Of the 20,000 people who passed through Tuol Sleng, only seven survived. Each prisoner was photographed, but there are no names to match them, just faces. Human lives reduced to a single moment in time, and it's as though the camera captured just one emotion on each face; confusion, fear, anger, surprise, terror, defiance. Others are just shell shocked, some are even smiling. As a whole, the banks of faces become a palette of human emotions, staring out from beyond the grave.

They weren't executed in Tuol Sleng, but were driven to a Killing Field at Choeung Ek, 15km away, where they were beaten to death with bamboo sticks, hoes and shovels, in order to save bullets. A loudspeaker hung from a tree playing party music to drown out the screams as the pummelled bodies were thrown into mass graves. Babies were smashed against trees in front of their mothers before they were raped and bludgeoned. There were 343 Killing Fields like this is Cambodia, with over 19,000 mass graves, and between them they accounted for somewhere between 1.5 and 2.5 million deaths. No-one knows.

Just under 9,000 bodies have been excavated at Choeung Ek, and their skulls are displayed in a shrine, seventeen storeys high. After heavy rain, more bones and remnants of clothes work their way to the surface, and are collected and preserved. Many of the graves burst open, a result of the gases built up within the corpses they were designed to conceal.

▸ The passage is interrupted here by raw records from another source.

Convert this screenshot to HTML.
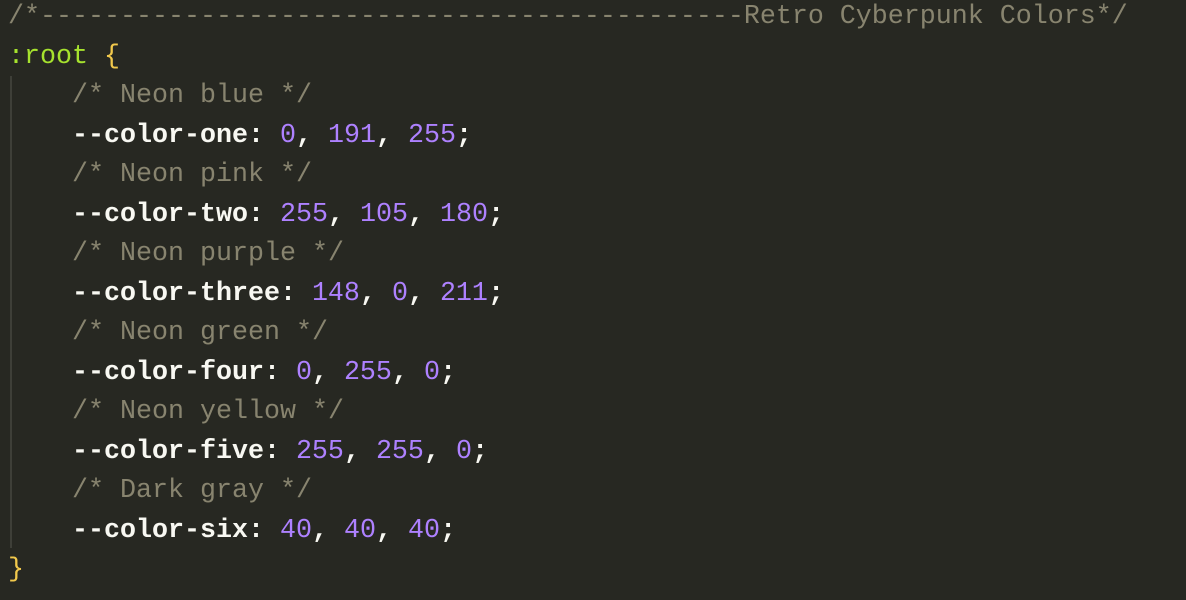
<!DOCTYPE html>
<html><head><style>
html,body{margin:0;padding:0;background:#272822;width:1186px;height:600px;overflow:hidden}
pre{margin:0;position:absolute;left:8px;top:-2px;font-family:"Liberation Mono",monospace;font-size:26.67px;line-height:39.5px;color:#f8f8f2;font-weight:bold}
.c{color:#88846f;font-weight:normal}.g{color:#a6e22e;font-weight:normal}.y{color:#f2c94c;font-weight:normal}.n{color:#ae81ff;font-weight:normal}
.guide{position:absolute;left:10px;top:76px;width:2px;height:472px;background:#3e3f38}
</style></head><body>
<div class="guide"></div>
<pre><span class="c">/*--------------------------------------------Retro Cyberpunk Colors*/</span>
<span class="g">:root</span> <span class="y">{</span>
    <span class="c">/* Neon blue */</span>
    --color-one: <span class="n">0</span>, <span class="n">191</span>, <span class="n">255</span>;
    <span class="c">/* Neon pink */</span>
    --color-two: <span class="n">255</span>, <span class="n">105</span>, <span class="n">180</span>;
    <span class="c">/* Neon purple */</span>
    --color-three: <span class="n">148</span>, <span class="n">0</span>, <span class="n">211</span>;
    <span class="c">/* Neon green */</span>
    --color-four: <span class="n">0</span>, <span class="n">255</span>, <span class="n">0</span>;
    <span class="c">/* Neon yellow */</span>
    --color-five: <span class="n">255</span>, <span class="n">255</span>, <span class="n">0</span>;
    <span class="c">/* Dark gray */</span>
    --color-six: <span class="n">40</span>, <span class="n">40</span>, <span class="n">40</span>;
<span class="y">}</span></pre>
</body></html>
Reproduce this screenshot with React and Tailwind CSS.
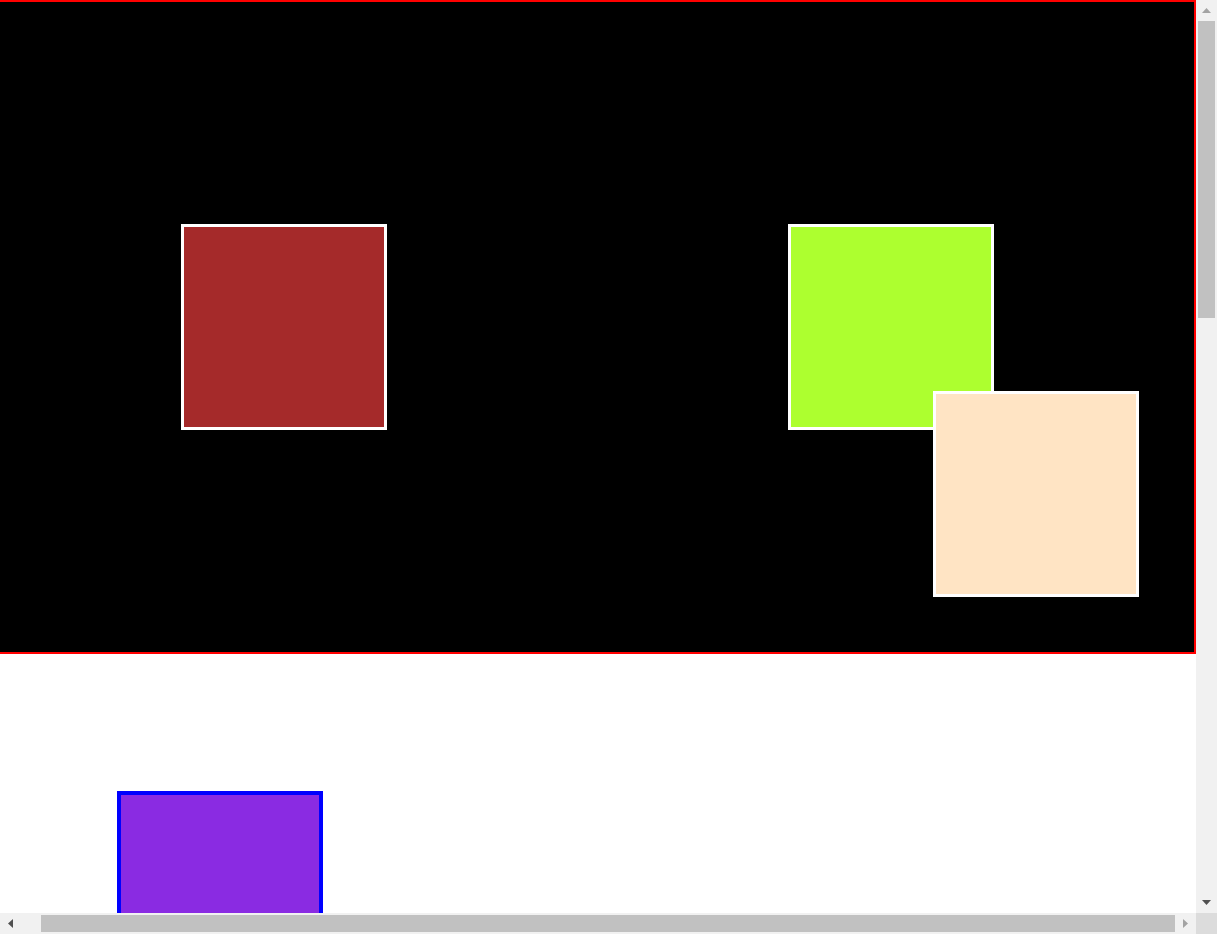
// free canvas: squares sit at their own spots on the stage
const squares = [
  { left: 181, top: 224, cls: 'bg-[#a52a2a]' },
  { left: 788, top: 224, cls: 'bg-[#adff2f]' },
  { left: 933, top: 391, cls: 'bg-[#ffe4c4]' },
]

function Arrow({ dir, dim }) {
  const pts = {
    up: '0,5 4.5,0 9,5',
    down: '0,0 9,0 4.5,5',
    left: '5,0 5,9 0,4.5',
    right: '0,0 0,9 5,4.5',
  }[dir]
  const vertical = dir === 'up' || dir === 'down'
  return (
    <svg width={vertical ? 9 : 5} height={vertical ? 5 : 9} viewBox={vertical ? '0 0 9 5' : '0 0 5 9'}>
      <polygon points={pts} fill={dim ? '#a3a3a3' : '#505050'} />
    </svg>
  )
}

export default function App() {
  return (
    <div className="w-[1217px] h-[934px] flex flex-col overflow-hidden bg-white">
      <div className="flex h-[913px]">
        <div className="w-[1196px] h-[913px] overflow-hidden">
          <div className="relative h-[654px] bg-black border-t-2 border-r-2 border-b-2 border-[#ff0000]">
            {squares.map((s, i) => (
              <div
                key={i}
                className={`absolute w-[206px] h-[206px] border-[3px] border-white ${s.cls}`}
                style={{ left: s.left, top: s.top - 2 }}
              />
            ))}
          </div>
          <div className="ml-[117px] mt-[137px] w-[206px] h-[206px] bg-[#8a2be2] border-4 border-[#0000ff]" />
        </div>

        {/* vertical scrollbar */}
        <div className="w-[21px] h-[913px] bg-[#f1f1f1] flex flex-col items-center">
          <div className="h-[21px] flex items-center justify-center">
            <Arrow dir="up" dim />
          </div>
          <div className="w-[17px] h-[297px] bg-[#c1c1c1]" />
          <div className="flex-1" />
          <div className="h-[21px] flex items-center justify-center">
            <Arrow dir="down" />
          </div>
        </div>
      </div>

      {/* horizontal scrollbar */}
      <div className="flex h-[21px]">
        <div className="w-[1196px] bg-[#f1f1f1] flex items-center">
          <div className="w-[21px] flex items-center justify-center">
            <Arrow dir="left" />
          </div>
          <div className="ml-[20px] w-[1134px] h-[17px] bg-[#c1c1c1]" />
          <div className="flex-1 flex items-center justify-center">
            <Arrow dir="right" dim />
          </div>
        </div>
        <div className="w-[21px] bg-[#dcdcdc]" />
      </div>
    </div>
  )
}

Pol Pot survived for twenty years after these atrocities were committed, dying under house arrest. The first trial of a Khmer Rouge official began in 2009, resulting in a 35-year prison sentence for Comrade Duch, despite his admission to the torture and murder of thousands of Tuol Sleng inmates. Four more await trial, but the hundreds, or thousands, of Khmer Rouge footsoldiers responsible for carrying out their orders, guilty of murder, torture and rape, are living normal lives in Cambodian society today.

1 comment:

  1. Consider the culpability of the US government and in particular Henry Kissinger in the atrocities of the Khmer Rouge. The American secret bombing of Cambodia in the early seventies created the conditions for the Pol Pot regime to take power. 50% more bombs were dropped on Cambodia than on Japan in WWII. The US bombed Cambodian villages for 173 consecutive days in 1973. After Pol Pot was defeated by the Vietnamese in 1979 the US continued to support him with a seat on the UN. Kissinger continues to live a normal life.